Inflation is expected to remain below the Fed’s target for at least 18 to 24 months or more. “In terms of the private sector, the median projection in the August Survey of Professional Forecasters is that PCE inflation will be below 2 percent in 2015, 2016 and 2017,” he noted. While the Federal Reserve Board staff outlook estimated PCE inflation would stay below 2% into the next decade.

These forecasts meet Kocherlakota’s long-standing prediction PCE inflation won’t return to target until 2018 or later.

But rather than bad news, Kocherlakota said low inflation is “a huge opportunity.”

“There would be little or no inflationary cost if the Committee were to aim for the kind of remarkable improvement in labor market conditions that we saw in 2014 by adopting a more accommodative monetary policy stance,” he said. “Of course, at any point in time, there are large uncertainties about the long-run level of employment in the economy. But I see low inflation and the strong labor market improvement in 2014 as being strong pieces of evidence against the hypothesis that the Great Recession caused permanent damage to the U.S. labor force.”

And with no permanent damage to the labor force, 2006 can be a benchmark for employment, he said. Earlier this year, Kocherlakota suggested it would take at least three years of employment growth similar to 2014 to reach the 2006 level.

Kocherlakota said the 2015 jobs slowdown resulted from monetary policy changes. The FOMC announced in mid-2013 it would taper its asset purchase program. “Personally, I interpret this policy change back in 2013 as the onset of what the Committee currently intends to be a long, gradual tightening cycle,” he said. “As I noted earlier, we would typically expect that such a change in monetary policy should affect the economy with a lag of about 18 to 24 months. Viewed through this lens, the slow rate of labor market improvement in 2015 is not all that surprising.”

To stem the slowdown, Kocherlakota suggested the FOMC adopt a more accommodative policy stance. “In particular, I don’t see raising the target range for the fed funds rate above its current low level in 2015 or 2016 as being consistent with the pursuit of the kind of labor market outcomes that we are charged with delivering. Indeed, I would be open to the possibility of reducing the fed funds target funds range even further, as a way of producing better labor market outcomes.”

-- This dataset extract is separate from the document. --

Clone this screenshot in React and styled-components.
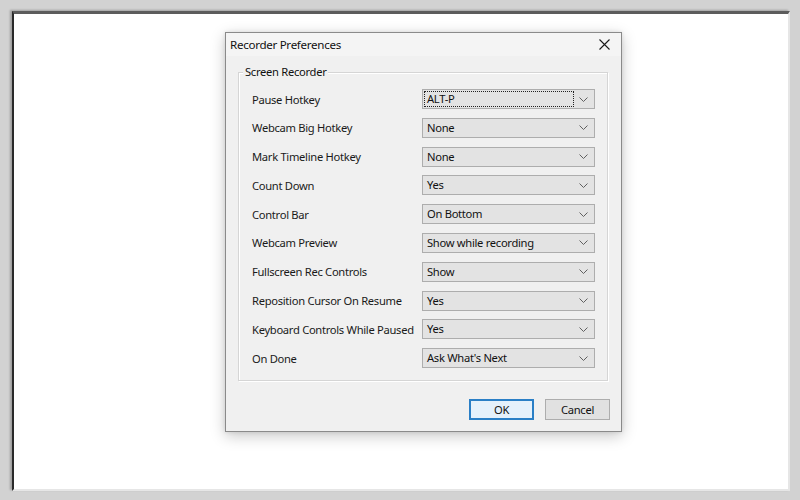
import styled, {createGlobalStyle} from "styled-components";

const GlobalStyle = createGlobalStyle`
  html, body {
    margin: 0;
    padding: 0;
    background: #d2d2d2;
  }
  body {
    width: 800px;
    height: 500px;
    overflow: hidden;
    font-family: "Noto Sans", "Open Sans", sans-serif;
    font-size: 11.2px;
    letter-spacing: -0.3px;
    color: #111;
  }
`;

const rows = [
  {label: "Pause Hotkey", value: "ALT-P", focused: true},
  {label: "Webcam Big Hotkey", value: "None"},
  {label: "Mark Timeline Hotkey", value: "None"},
  {label: "Count Down", value: "Yes"},
  {label: "Control Bar", value: "On Bottom"},
  {label: "Webcam Preview", value: "Show while recording"},
  {label: "Fullscreen Rec Controls", value: "Show"},
  {label: "Reposition Cursor On Resume", value: "Yes"},
  {label: "Keyboard Controls While Paused", value: "Yes"},
  {label: "On Done", value: "Ask What's Next"},
];

function Chevron() {
  return (
    <svg width="9" height="5" viewBox="0 0 9 5">
      <path d="M0.5 0.5 L4.5 4.5 L8.5 0.5" fill="none" stroke="#606060" strokeWidth="1" />
    </svg>
  );
}

function CloseIcon() {
  return (
    <svg width="11" height="11" viewBox="0 0 11 11">
      <path d="M0.5 0.5 L10.5 10.5 M10.5 0.5 L0.5 10.5" stroke="#1a1a1a" strokeWidth="1.1" />
    </svg>
  );
}

export default function App() {
  return (
    <>
      <GlobalStyle />
      <Frame>
        <Dialog>
          <TitleBar>
            <Title>Recorder Preferences</Title>
            <CloseButton>
              <CloseIcon />
            </CloseButton>
          </TitleBar>
          <Body>
            <GroupBox>
              <Legend>Screen Recorder</Legend>
              <RowList>
                {rows.map(row => (
                  <Row key={row.label}>
                    <Label>{row.label}</Label>
                    <Combo>
                      <ComboText $focused={row.focused}>{row.value}</ComboText>
                      <Arrow>
                        <Chevron />
                      </Arrow>
                    </Combo>
                  </Row>
                ))}
              </RowList>
            </GroupBox>
            <ButtonRow>
              <Button $primary>OK</Button>
              <Button>Cancel</Button>
            </ButtonRow>
          </Body>
        </Dialog>
      </Frame>
    </>
  );
}

const Frame = styled.div`
  box-sizing: border-box;
  margin: 11px 0 0 12px;
  width: 778px;
  height: 480px;
  background: #ffffff;
  border-top: 3px solid #5c5c5c;
  border-left: 2px solid #2a2a2a;
  border-right: 2px solid #e6e6e6;
  border-bottom: 2px solid #e6e6e6;
  box-shadow: -2px -1px 2px rgba(0, 0, 0, 0.25);
  padding: 18px 0 0 211px;
`;

const Dialog = styled.div`
  box-sizing: border-box;
  width: 397px;
  height: 400px;
  background: #f0f0f0;
  border: 1px solid #8a8a8a;
  box-shadow: 0 4px 14px rgba(0, 0, 0, 0.22), 0 0 4px rgba(0, 0, 0, 0.1);
  display: flex;
  flex-direction: column;
`;

const TitleBar = styled.div`
  height: 23px;
  display: flex;
  align-items: center;
  justify-content: space-between;
  padding: 0 11px 0 4px;
  background: #f4f4f4;
`;

const Title = styled.span`
  font-size: 11.6px;
`;

const CloseButton = styled.span`
  display: flex;
  align-items: center;
`;

const Body = styled.div`
  flex: 1;
  display: flex;
  flex-direction: column;
  padding: 16px 13px 11px 12px;
`;

const GroupBox = styled.div`
  position: relative;
  box-sizing: border-box;
  height: 309px;
  border: 1px solid #d5d5d5;
  box-shadow: inset 1px 1px 0 #ffffff, 1px 1px 0 #ffffff;
  padding: 16px 12px 0 13px;
`;

const Legend = styled.span`
  position: absolute;
  top: -9px;
  left: 4px;
  padding: 0 2px;
  background: #f0f0f0;
`;

const RowList = styled.div`
  display: flex;
  flex-direction: column;
  gap: 8.8px;
`;

const Row = styled.div`
  display: grid;
  grid-template-columns: 1fr 173px;
  align-items: center;
  height: 20px;
`;

const Label = styled.span`
  white-space: nowrap;
  color: #1a1a1a;
`;

const Combo = styled.div`
  box-sizing: border-box;
  width: 173px;
  height: 20px;
  display: flex;
  align-items: center;
  background: #e3e3e3;
  border: 1px solid #adadad;
  padding: 1px;
`;

const ComboText = styled.span`
  box-sizing: border-box;
  flex: 1;
  height: 16px;
  line-height: 14px;
  white-space: nowrap;
  padding-left: 2px;
  border: 1px dotted ${p => (p.$focused ? "#222" : "transparent")};
`;

const Arrow = styled.span`
  width: 19px;
  display: flex;
  justify-content: center;
  align-items: center;
`;

const ButtonRow = styled.div`
  margin-top: auto;
  display: flex;
  justify-content: flex-end;
  gap: 11px;
  margin-right: -2px;
`;

const Button = styled.div`
  box-sizing: border-box;
  width: 65px;
  height: 21px;
  display: flex;
  align-items: center;
  justify-content: center;
  background: ${p => (p.$primary ? "#e5f1fb" : "#e1e1e1")};
  border: ${p => (p.$primary ? "2px solid #2a7fc6" : "1px solid #adadad")};
`;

Based on his outlook, Kocherlakota said, “I believe that it would be appropriate to wait until 2017 to initiate liftoff and then raise the fed funds rate at about 2 percentage points per year. My preferred pace of tightening mirrors the pace of tightening from 2004 to 2006—a pace of tightening that is often seen as gradual. (In fact, some would argue, with the benefit of hindsight, that it was overly gradual.) In response to unanticipated inflationary pressures, the FOMC could simply react as it did in 1994, and raise the fed funds rate more rapidly than this gradual pace.”